While many companies see this as a labor-saving innovation, they force the true cost on an exhausted and perpetually under-skilled workforce that’s constantly in churn, argues Schulte. The one bright spot: In the last few years, some cities have started to crack down, including Los Angeles, San Francisco and Philadelphia, as part of a broader movement to improve pay and conditions for workers.
She also eviscerates the corporate fixation on a “lean” low-wage workforce, which ignores the de facto public subsidies that help workers stay afloat when the paycheck isn’t enough. The companies may save money, she points out, but the taxpayer picks up the tab; one U.S. government estimate, issued in 2020, reported that 70 percent of food stamp and Medicaid recipients work full time.
Schulte also shares stories from abroad, not all of which are encouraging. In Japan, a culture of extreme overwork manifests itself through the nation’s high suicide rates, or karoshi (“death by overwork”). While families who lost loved ones have pushed the government and companies to reform lax labor regulations to protect workers, the country’s laws still make it easy for employers to pile on hours without oversight or extra pay.

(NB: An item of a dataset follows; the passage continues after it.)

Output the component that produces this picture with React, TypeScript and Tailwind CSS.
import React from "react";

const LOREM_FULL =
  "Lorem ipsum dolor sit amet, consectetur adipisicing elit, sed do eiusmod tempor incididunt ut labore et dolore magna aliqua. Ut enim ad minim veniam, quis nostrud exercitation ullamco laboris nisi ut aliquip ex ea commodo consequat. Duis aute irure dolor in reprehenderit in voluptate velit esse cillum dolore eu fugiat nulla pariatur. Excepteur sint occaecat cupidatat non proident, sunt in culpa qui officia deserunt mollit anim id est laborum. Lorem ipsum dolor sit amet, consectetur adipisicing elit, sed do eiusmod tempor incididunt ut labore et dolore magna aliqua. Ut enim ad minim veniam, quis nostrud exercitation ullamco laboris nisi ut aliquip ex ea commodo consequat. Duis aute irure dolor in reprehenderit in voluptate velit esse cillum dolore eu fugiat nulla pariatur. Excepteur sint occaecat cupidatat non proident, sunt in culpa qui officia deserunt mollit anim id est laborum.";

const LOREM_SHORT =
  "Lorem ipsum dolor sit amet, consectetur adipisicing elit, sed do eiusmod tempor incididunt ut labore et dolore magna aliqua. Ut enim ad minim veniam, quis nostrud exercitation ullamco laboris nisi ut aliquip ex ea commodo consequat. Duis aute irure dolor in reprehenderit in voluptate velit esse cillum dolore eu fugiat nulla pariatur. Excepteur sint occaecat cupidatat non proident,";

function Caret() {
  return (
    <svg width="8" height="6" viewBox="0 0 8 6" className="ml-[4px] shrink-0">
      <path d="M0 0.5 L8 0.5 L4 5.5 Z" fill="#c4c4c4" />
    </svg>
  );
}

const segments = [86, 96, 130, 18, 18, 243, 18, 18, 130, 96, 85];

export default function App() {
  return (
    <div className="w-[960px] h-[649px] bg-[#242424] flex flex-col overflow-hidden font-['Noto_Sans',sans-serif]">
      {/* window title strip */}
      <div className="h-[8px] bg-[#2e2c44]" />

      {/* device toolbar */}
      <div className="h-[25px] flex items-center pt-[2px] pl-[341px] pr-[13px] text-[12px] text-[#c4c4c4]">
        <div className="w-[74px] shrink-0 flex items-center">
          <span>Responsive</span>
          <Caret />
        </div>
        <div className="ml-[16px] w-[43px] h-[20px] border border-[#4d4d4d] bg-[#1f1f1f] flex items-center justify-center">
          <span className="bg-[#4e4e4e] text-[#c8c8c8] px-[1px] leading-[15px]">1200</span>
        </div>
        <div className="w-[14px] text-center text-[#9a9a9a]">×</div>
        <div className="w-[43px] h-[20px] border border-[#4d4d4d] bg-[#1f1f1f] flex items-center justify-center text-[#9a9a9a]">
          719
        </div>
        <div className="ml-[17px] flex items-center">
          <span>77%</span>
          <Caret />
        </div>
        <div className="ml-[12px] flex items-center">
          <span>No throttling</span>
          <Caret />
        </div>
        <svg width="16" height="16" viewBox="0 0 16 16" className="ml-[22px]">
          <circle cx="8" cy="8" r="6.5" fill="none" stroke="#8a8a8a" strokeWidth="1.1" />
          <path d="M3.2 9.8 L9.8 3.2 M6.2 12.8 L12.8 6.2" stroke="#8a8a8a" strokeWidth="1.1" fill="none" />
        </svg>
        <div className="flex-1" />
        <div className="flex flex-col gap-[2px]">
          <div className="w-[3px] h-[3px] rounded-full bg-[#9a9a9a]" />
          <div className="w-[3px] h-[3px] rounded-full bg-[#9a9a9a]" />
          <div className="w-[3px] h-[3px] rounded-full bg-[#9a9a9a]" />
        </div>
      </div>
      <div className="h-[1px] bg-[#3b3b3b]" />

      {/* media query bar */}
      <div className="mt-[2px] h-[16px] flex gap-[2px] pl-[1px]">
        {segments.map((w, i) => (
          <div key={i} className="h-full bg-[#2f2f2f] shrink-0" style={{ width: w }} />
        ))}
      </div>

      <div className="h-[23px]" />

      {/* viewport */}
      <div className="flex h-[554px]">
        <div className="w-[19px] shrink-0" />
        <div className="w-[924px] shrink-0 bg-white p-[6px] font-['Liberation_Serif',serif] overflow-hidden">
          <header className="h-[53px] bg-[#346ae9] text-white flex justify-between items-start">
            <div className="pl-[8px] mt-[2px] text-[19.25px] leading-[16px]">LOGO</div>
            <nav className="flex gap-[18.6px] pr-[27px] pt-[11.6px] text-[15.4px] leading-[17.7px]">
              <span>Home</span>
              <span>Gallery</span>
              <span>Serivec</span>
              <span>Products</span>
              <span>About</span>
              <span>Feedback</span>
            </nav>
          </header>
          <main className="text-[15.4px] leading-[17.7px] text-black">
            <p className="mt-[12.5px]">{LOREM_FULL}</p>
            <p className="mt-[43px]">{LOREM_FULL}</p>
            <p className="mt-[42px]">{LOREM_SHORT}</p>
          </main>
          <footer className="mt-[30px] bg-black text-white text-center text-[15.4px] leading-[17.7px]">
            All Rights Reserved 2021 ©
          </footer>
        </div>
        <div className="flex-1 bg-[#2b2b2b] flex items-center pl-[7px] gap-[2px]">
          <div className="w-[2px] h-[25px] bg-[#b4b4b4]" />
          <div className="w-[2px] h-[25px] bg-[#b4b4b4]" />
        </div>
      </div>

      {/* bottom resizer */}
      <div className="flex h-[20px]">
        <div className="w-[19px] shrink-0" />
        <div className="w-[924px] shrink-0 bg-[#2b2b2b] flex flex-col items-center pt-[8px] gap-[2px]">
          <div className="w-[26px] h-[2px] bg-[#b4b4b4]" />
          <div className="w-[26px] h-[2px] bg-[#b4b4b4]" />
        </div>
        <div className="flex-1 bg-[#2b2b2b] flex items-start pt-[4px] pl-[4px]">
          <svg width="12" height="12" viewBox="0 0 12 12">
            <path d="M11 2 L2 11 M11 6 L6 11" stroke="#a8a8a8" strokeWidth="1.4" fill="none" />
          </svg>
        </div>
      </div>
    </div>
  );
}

More optimistic is her chapter on Iceland, which describes how the city of Reykjavik made one simple change – shaving off four hours from its employees’ workweek and giving them freedom to choose when to use them – with outsize positive effects. Many fathers channeled that extra time into caregiving and other informal work, which in turn let mothers benefit from a more equitable division of labor, which in turn brought more women back into full-time work. Families had more time together, while workers were happier and more productive on the job.
There’s still the very American paradox that hangs over Schulte’s call for action: Many voters who would benefit from these reforms – especially the white working-class – now reject the party touting them. She stays clear of this question but does point out how President Biden’s ambitious Build Back Better legislation – which would have ramped up public investment in child care, boosted caregiver wages, and provided paid family leave for the first time – was killed in 2022 by solid Republican opposition and an assist from Sen. Joe Manchin of West Virginia, a centrist Democrat turned independent from one of the country’s poorest states.
This puzzle lies beyond Schulte’s practical, user-friendly guide and may best be left to the legions of political scientists who’ve been debating this for years. But it’s still there this November, and in elections ahead, as Americans try to get unstuck from overwork.